The star HD 65907 is not what it appears to be. It’s a star that looks young, but on closer inspection is actually much, much older. What’s going on? Research suggests that it is a resurrected star.
Astronomers employ different methods to measure a star’s age. One is based on its brightness and temperature. All stars follow a particular path in life, known as the main sequence. The moment they begin fusing hydrogen in their cores, they maintain a strict relationship between their brightness and temperature. By measuring these two properties, astronomers can roughly pin down the age of a star. But there are other techniques, like measuring the amount of heavy elements in a stellar atmosphere. Older stars tend to have fewer of these elements, because they were born at a time before the galaxy had become enriched with them.
Going by its temperature and brightness, HD 65907 is relatively young, with an age right around 5 billion years old. And yet it contains very little heavy elements. Plus, its path in the galaxy isn’t in line with other young stars, which tend to serenely orbit around the center. HD 65907 is much more erratic, suggesting that it only recently moved here from somewhere else.
In a recent paper, an international team of astronomers dug into archival data to see if they could resolve the mystery, and they believe that HD 65907 is a kind of star known as a blue straggler, and that it has its strange combination of properties because of a violent event in its past, causing it to be resurrected.
If two low-mass stars collide, the remnants can sometimes survive as a star on its own. At first that newly merged star will be both massive and large, with its outer surface flung far away from the core due to the enormous rotation after the collision. But eventually some astrophysical process (perhaps strong magnetic fields might be to blame) drag down the rotation rate of the star, causing it to slow down and settle into equilibrium. In this new state the star will appear massive and incredibly hot: a blue straggler.
No matter what, blue straggler stars get a second chance on life. Those mergers transform small stars into big stars, and they’re just now enjoying their hydrogen-burning main sequence lives.

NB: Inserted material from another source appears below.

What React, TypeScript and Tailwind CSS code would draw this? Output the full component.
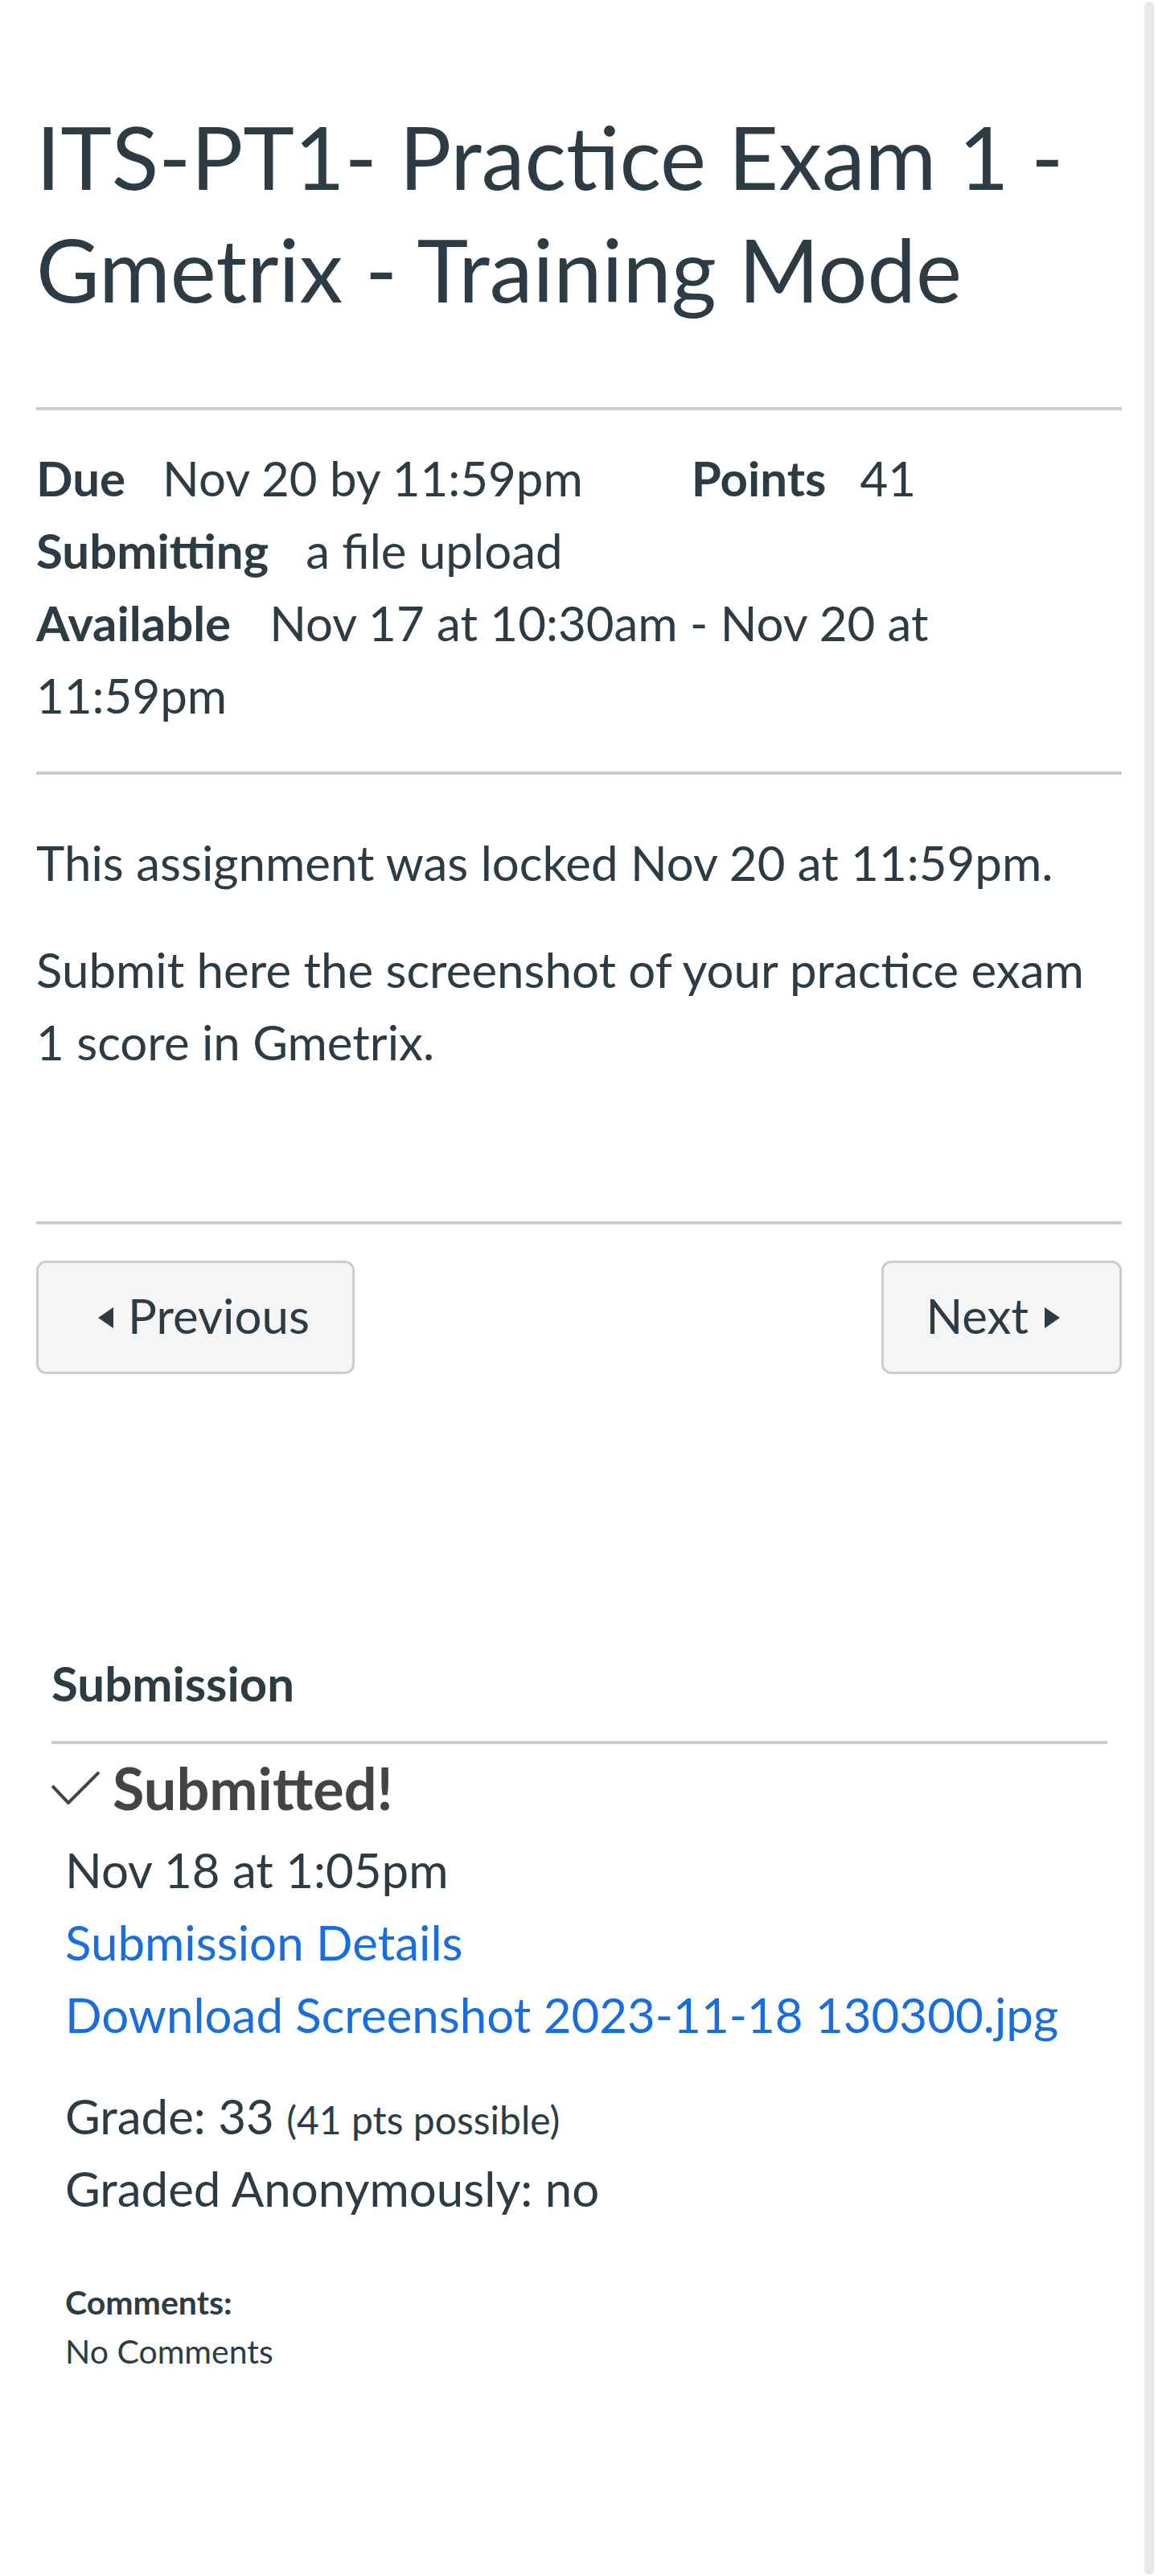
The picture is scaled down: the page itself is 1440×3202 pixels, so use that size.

The astronomers believe this is the case for HD 65907. What makes this star especially unique is that it’s not a member of a cluster, where frequent mergers can easily lead to blue stragglers. Instead, it’s a field star, wandering the galaxy on its own. It must have cannibalized a companion five billion years ago, leading to its apparent youthful age.
Work like this is essential to untangling the complicated lives of stars in the Milky Way, and it shows how the strangest stars hold the keys to unlocking the evolution of elements that lead to systems like our own.